### THE REQUEST:
Check each line of the listing, and copy it if it contains the word "React".
Start
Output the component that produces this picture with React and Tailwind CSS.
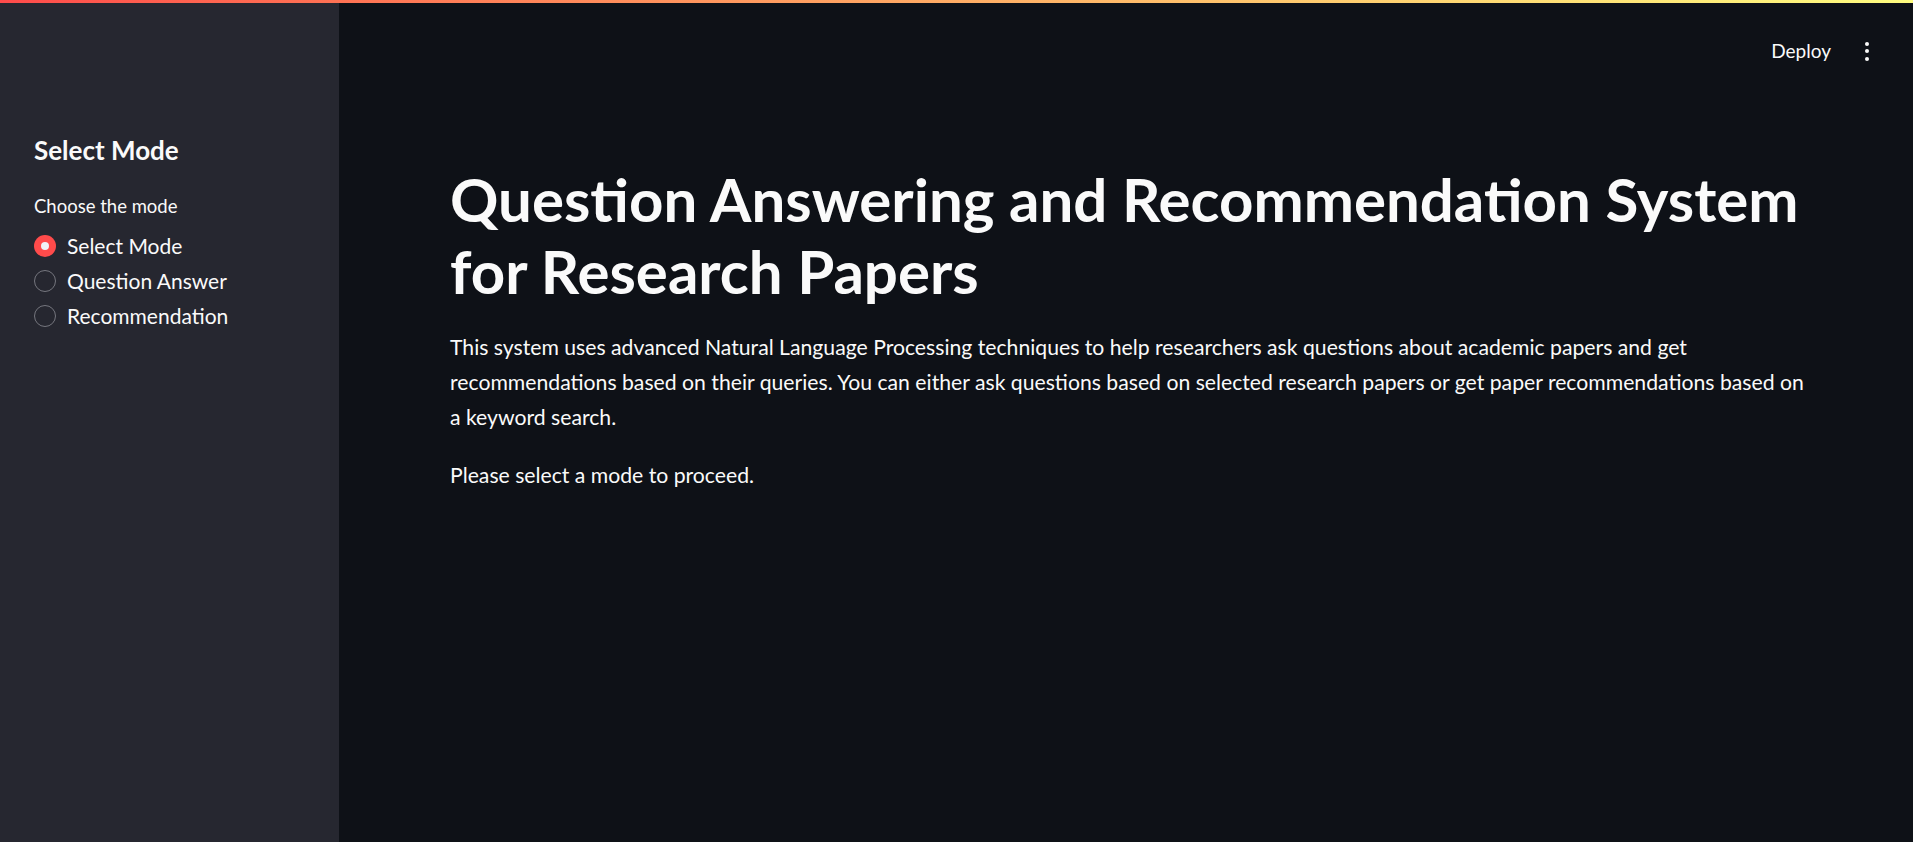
import React, { useState } from 'react';

const modes = ['Select Mode', 'Question Answer', 'Recommendation'];

function Radio({ label, checked, onSelect }) {
  return (
    <label className="flex items-center h-[35px] cursor-pointer" onClick={onSelect}>
      {checked ? (
        <span className="w-[22px] h-[22px] rounded-full bg-[#ff4b4b] flex items-center justify-center shrink-0">
          <span className="w-[8px] h-[8px] rounded-full bg-[#f0f2f6]" />
        </span>
      ) : (
        <span className="w-[22px] h-[22px] rounded-full border-[1.5px] border-[#75767e] shrink-0" />
      )}
      <span className="ml-[11px] text-[21px] text-[#fafafa]">{label}</span>
    </label>
  );
}

export default function App() {
  const [mode, setMode] = useState('Select Mode');

  return (
    <div className="h-screen w-full flex flex-col bg-[#0e1117] overflow-hidden" style={{ fontFamily: 'Lato, "Open Sans", sans-serif' }}>
      <div className="h-[3px] w-full bg-gradient-to-r from-[#ff4b4b] to-[#fffd80] shrink-0" />
      <div className="flex flex-1 min-h-0">
        <aside className="w-[339px] shrink-0 bg-[#262730] pl-[34px] pt-[130px]">
          <h3 className="text-[26px] leading-[34px] font-bold text-[#fafafa]">Select Mode</h3>
          <div className="mt-[26px] text-[18.5px] leading-[26px] text-[#fafafa]">Choose the mode</div>
          <div className="mt-[9px] flex flex-col">
            {modes.map(m => (
              <Radio key={m} label={m} checked={mode === m} onSelect={() => setMode(m)} />
            ))}
          </div>
        </aside>

        <main className="flex-1 flex flex-col min-w-0">
          <header className="flex justify-end items-center h-[96px] pr-[40px] shrink-0">
            <button className="text-[19px] text-[#fafafa] mr-[30px]">Deploy</button>
            <button className="flex flex-col gap-[3.5px] items-center px-[4px]">
              <span className="w-[4px] h-[4px] rounded-full bg-[#fafafa]" />
              <span className="w-[4px] h-[4px] rounded-full bg-[#fafafa]" />
              <span className="w-[4px] h-[4px] rounded-full bg-[#fafafa]" />
            </button>
          </header>

          <div className="pl-[111px] pr-[96px] pt-[64px]">
            <h1 className="text-[60px] leading-[72px] font-bold text-[#fafafa]">
              Question Answering and Recommendation System for Research Papers
            </h1>
            <p className="mt-[23px] text-[21.2px] leading-[35px] text-[#fafafa]">
              This system uses advanced Natural Language Processing techniques to help researchers ask questions about academic papers and get recommendations based on their queries. You can either ask questions based on selected research papers or get paper recommendations based on a keyword search.
            </p>
            <p className="mt-[23px] text-[21.2px] leading-[35px] text-[#fafafa]">
              Please select a mode to proceed.
            </p>
          </div>
        </main>
      </div>
    </div>
  );
}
End
### FULL OUTPUT:
Output the component that produces this picture with React and Tailwind CSS.
import React, { useState } from 'react';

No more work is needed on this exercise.